§ What you have to do: Transcribe the listing verbatim. Do not carry over any pictures.
START Raw data
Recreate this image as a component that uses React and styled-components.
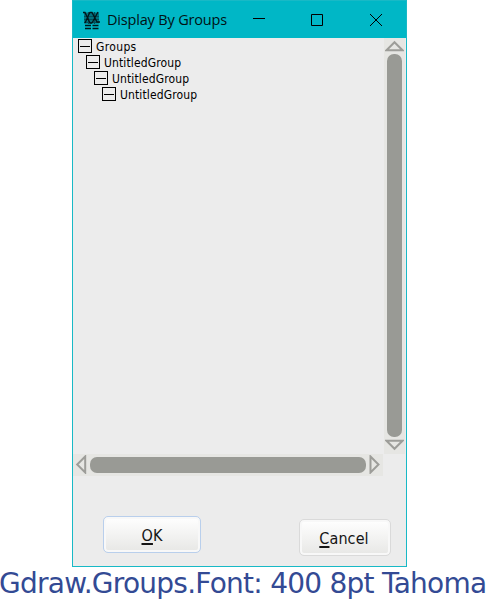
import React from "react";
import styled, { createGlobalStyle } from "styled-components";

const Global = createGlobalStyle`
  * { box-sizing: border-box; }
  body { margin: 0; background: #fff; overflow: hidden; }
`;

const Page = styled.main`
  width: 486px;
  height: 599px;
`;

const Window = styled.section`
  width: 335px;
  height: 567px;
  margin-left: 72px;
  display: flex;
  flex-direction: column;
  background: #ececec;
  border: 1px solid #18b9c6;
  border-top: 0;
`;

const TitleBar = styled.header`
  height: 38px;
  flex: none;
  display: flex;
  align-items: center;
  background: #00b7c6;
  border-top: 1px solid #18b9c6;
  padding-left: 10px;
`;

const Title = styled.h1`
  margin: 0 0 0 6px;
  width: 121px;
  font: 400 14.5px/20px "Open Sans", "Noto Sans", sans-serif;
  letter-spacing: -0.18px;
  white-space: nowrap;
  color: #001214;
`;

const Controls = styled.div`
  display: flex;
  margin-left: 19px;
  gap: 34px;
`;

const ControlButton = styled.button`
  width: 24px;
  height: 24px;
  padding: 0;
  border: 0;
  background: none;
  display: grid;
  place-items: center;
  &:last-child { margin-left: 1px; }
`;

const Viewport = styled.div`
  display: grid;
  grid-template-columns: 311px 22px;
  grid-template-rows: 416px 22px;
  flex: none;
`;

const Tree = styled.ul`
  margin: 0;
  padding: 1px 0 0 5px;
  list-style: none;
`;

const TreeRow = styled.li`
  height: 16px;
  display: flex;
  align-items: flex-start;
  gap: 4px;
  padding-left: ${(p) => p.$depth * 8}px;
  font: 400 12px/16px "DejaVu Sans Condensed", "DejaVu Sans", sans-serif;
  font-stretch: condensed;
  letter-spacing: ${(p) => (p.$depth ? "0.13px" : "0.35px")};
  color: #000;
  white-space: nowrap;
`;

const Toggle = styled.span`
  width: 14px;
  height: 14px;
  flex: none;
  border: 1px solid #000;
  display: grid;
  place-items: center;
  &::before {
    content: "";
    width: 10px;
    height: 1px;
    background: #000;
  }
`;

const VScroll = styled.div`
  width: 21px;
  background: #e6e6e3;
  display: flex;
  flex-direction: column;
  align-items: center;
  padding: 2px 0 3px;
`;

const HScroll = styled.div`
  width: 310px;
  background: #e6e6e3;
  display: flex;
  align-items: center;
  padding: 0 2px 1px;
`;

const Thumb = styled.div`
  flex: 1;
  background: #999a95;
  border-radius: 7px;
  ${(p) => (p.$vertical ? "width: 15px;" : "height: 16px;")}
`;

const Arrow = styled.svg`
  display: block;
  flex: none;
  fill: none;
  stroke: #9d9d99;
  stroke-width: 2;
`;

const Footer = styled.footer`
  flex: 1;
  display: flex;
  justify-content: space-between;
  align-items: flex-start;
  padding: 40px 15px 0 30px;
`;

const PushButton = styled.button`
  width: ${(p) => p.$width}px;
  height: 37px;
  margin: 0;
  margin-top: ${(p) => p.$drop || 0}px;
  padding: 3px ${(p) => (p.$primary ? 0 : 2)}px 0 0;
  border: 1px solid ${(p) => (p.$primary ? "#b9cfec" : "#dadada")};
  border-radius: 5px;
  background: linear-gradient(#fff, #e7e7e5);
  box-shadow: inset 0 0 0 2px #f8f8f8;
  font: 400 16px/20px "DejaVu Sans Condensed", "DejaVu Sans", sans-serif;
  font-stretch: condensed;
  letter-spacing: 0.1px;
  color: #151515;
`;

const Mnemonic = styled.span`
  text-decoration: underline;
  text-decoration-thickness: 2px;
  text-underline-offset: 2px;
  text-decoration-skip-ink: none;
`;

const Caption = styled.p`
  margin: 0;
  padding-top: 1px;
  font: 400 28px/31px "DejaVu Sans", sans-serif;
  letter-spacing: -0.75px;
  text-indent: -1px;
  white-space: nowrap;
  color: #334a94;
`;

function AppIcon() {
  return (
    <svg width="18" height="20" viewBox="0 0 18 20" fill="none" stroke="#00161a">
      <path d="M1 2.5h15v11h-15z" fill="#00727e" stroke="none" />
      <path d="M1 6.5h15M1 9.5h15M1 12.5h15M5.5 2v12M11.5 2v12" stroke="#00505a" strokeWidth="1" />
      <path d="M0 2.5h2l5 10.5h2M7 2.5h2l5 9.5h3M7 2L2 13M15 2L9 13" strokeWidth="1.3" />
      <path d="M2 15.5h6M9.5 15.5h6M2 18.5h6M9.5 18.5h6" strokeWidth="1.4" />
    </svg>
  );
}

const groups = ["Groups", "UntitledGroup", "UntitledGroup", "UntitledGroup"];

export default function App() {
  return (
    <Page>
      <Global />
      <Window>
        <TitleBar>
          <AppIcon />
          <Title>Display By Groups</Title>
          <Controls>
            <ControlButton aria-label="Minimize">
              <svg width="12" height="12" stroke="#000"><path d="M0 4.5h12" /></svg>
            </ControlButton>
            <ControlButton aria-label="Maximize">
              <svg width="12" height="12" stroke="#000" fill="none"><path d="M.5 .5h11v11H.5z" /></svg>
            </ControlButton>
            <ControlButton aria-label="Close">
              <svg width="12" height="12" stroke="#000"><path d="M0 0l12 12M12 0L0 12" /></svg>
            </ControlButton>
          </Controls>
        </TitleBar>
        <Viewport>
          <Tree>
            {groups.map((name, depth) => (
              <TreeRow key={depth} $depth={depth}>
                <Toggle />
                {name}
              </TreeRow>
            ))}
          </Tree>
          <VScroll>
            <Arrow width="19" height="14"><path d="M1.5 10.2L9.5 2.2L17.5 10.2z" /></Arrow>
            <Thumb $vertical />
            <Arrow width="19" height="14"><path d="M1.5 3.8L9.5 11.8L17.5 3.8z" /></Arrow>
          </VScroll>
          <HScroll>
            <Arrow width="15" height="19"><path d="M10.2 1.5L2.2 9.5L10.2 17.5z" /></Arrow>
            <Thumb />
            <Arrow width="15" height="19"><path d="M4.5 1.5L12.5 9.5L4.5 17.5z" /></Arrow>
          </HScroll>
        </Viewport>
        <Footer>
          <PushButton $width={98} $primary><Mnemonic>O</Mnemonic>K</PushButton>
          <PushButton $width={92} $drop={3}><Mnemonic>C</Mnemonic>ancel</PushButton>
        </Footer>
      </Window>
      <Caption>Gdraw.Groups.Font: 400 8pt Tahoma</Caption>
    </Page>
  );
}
END Raw data
§ Exercise answer:
Recreate this image as a component that uses React and styled-components.
import React from "react";
import styled, { createGlobalStyle } from "styled-components";

const Global = createGlobalStyle`
  * { box-sizing: border-box; }
  body { margin: 0; background: #fff; overflow: hidden; }
`;

const Page = styled.main`
  width: 486px;
  height: 599px;
`;

const Window = styled.section`
  width: 335px;
  height: 567px;
  margin-left: 72px;
  display: flex;
  flex-direction: column;
  background: #ececec;
  border: 1px solid #18b9c6;
  border-top: 0;
`;

const TitleBar = styled.header`
  height: 38px;
  flex: none;
  display: flex;
  align-items: center;
  background: #00b7c6;
  border-top: 1px solid #18b9c6;
  padding-left: 10px;
`;

const Title = styled.h1`
  margin: 0 0 0 6px;
  width: 121px;
  font: 400 14.5px/20px "Open Sans", "Noto Sans", sans-serif;
  letter-spacing: -0.18px;
  white-space: nowrap;
  color: #001214;
`;

const Controls = styled.div`
  display: flex;
  margin-left: 19px;
  gap: 34px;
`;

const ControlButton = styled.button`
  width: 24px;
  height: 24px;
  padding: 0;
  border: 0;
  background: none;
  display: grid;
  place-items: center;
  &:last-child { margin-left: 1px; }
`;

const Viewport = styled.div`
  display: grid;
  grid-template-columns: 311px 22px;
  grid-template-rows: 416px 22px;
  flex: none;
`;

const Tree = styled.ul`
  margin: 0;
  padding: 1px 0 0 5px;
  list-style: none;
`;

const TreeRow = styled.li`
  height: 16px;
  display: flex;
  align-items: flex-start;
  gap: 4px;
  padding-left: ${(p) => p.$depth * 8}px;
  font: 400 12px/16px "DejaVu Sans Condensed", "DejaVu Sans", sans-serif;
  font-stretch: condensed;
  letter-spacing: ${(p) => (p.$depth ? "0.13px" : "0.35px")};
  color: #000;
  white-space: nowrap;
`;

const Toggle = styled.span`
  width: 14px;
  height: 14px;
  flex: none;
  border: 1px solid #000;
  display: grid;
  place-items: center;
  &::before {
    content: "";
    width: 10px;
    height: 1px;
    background: #000;
  }
`;

const VScroll = styled.div`
  width: 21px;
  background: #e6e6e3;
  display: flex;
  flex-direction: column;
  align-items: center;
  padding: 2px 0 3px;
`;

const HScroll = styled.div`
  width: 310px;
  background: #e6e6e3;
  display: flex;
  align-items: center;
  padding: 0 2px 1px;
`;

const Thumb = styled.div`
  flex: 1;
  background: #999a95;
  border-radius: 7px;
  ${(p) => (p.$vertical ? "width: 15px;" : "height: 16px;")}
`;

const Arrow = styled.svg`
  display: block;
  flex: none;
  fill: none;
  stroke: #9d9d99;
  stroke-width: 2;
`;

const Footer = styled.footer`
  flex: 1;
  display: flex;
  justify-content: space-between;
  align-items: flex-start;
  padding: 40px 15px 0 30px;
`;

const PushButton = styled.button`
  width: ${(p) => p.$width}px;
  height: 37px;
  margin: 0;
  margin-top: ${(p) => p.$drop || 0}px;
  padding: 3px ${(p) => (p.$primary ? 0 : 2)}px 0 0;
  border: 1px solid ${(p) => (p.$primary ? "#b9cfec" : "#dadada")};
  border-radius: 5px;
  background: linear-gradient(#fff, #e7e7e5);
  box-shadow: inset 0 0 0 2px #f8f8f8;
  font: 400 16px/20px "DejaVu Sans Condensed", "DejaVu Sans", sans-serif;
  font-stretch: condensed;
  letter-spacing: 0.1px;
  color: #151515;
`;

const Mnemonic = styled.span`
  text-decoration: underline;
  text-decoration-thickness: 2px;
  text-underline-offset: 2px;
  text-decoration-skip-ink: none;
`;

const Caption = styled.p`
  margin: 0;
  padding-top: 1px;
  font: 400 28px/31px "DejaVu Sans", sans-serif;
  letter-spacing: -0.75px;
  text-indent: -1px;
  white-space: nowrap;
  color: #334a94;
`;

function AppIcon() {
  return (
    <svg width="18" height="20" viewBox="0 0 18 20" fill="none" stroke="#00161a">
      <path d="M1 2.5h15v11h-15z" fill="#00727e" stroke="none" />
      <path d="M1 6.5h15M1 9.5h15M1 12.5h15M5.5 2v12M11.5 2v12" stroke="#00505a" strokeWidth="1" />
      <path d="M0 2.5h2l5 10.5h2M7 2.5h2l5 9.5h3M7 2L2 13M15 2L9 13" strokeWidth="1.3" />
      <path d="M2 15.5h6M9.5 15.5h6M2 18.5h6M9.5 18.5h6" strokeWidth="1.4" />
    </svg>
  );
}

const groups = ["Groups", "UntitledGroup", "UntitledGroup", "UntitledGroup"];

export default function App() {
  return (
    <Page>
      <Global />
      <Window>
        <TitleBar>
          <AppIcon />
          <Title>Display By Groups</Title>
          <Controls>
            <ControlButton aria-label="Minimize">
              <svg width="12" height="12" stroke="#000"><path d="M0 4.5h12" /></svg>
            </ControlButton>
            <ControlButton aria-label="Maximize">
              <svg width="12" height="12" stroke="#000" fill="none"><path d="M.5 .5h11v11H.5z" /></svg>
            </ControlButton>
            <ControlButton aria-label="Close">
              <svg width="12" height="12" stroke="#000"><path d="M0 0l12 12M12 0L0 12" /></svg>
            </ControlButton>
          </Controls>
        </TitleBar>
        <Viewport>
          <Tree>
            {groups.map((name, depth) => (
              <TreeRow key={depth} $depth={depth}>
                <Toggle />
                {name}
              </TreeRow>
            ))}
          </Tree>
          <VScroll>
            <Arrow width="19" height="14"><path d="M1.5 10.2L9.5 2.2L17.5 10.2z" /></Arrow>
            <Thumb $vertical />
            <Arrow width="19" height="14"><path d="M1.5 3.8L9.5 11.8L17.5 3.8z" /></Arrow>
          </VScroll>
          <HScroll>
            <Arrow width="15" height="19"><path d="M10.2 1.5L2.2 9.5L10.2 17.5z" /></Arrow>
            <Thumb />
            <Arrow width="15" height="19"><path d="M4.5 1.5L12.5 9.5L4.5 17.5z" /></Arrow>
          </HScroll>
        </Viewport>
        <Footer>
          <PushButton $width={98} $primary><Mnemonic>O</Mnemonic>K</PushButton>
          <PushButton $width={92} $drop={3}><Mnemonic>C</Mnemonic>ancel</PushButton>
        </Footer>
      </Window>
      <Caption>Gdraw.Groups.Font: 400 8pt Tahoma</Caption>
    </Page>
  );
}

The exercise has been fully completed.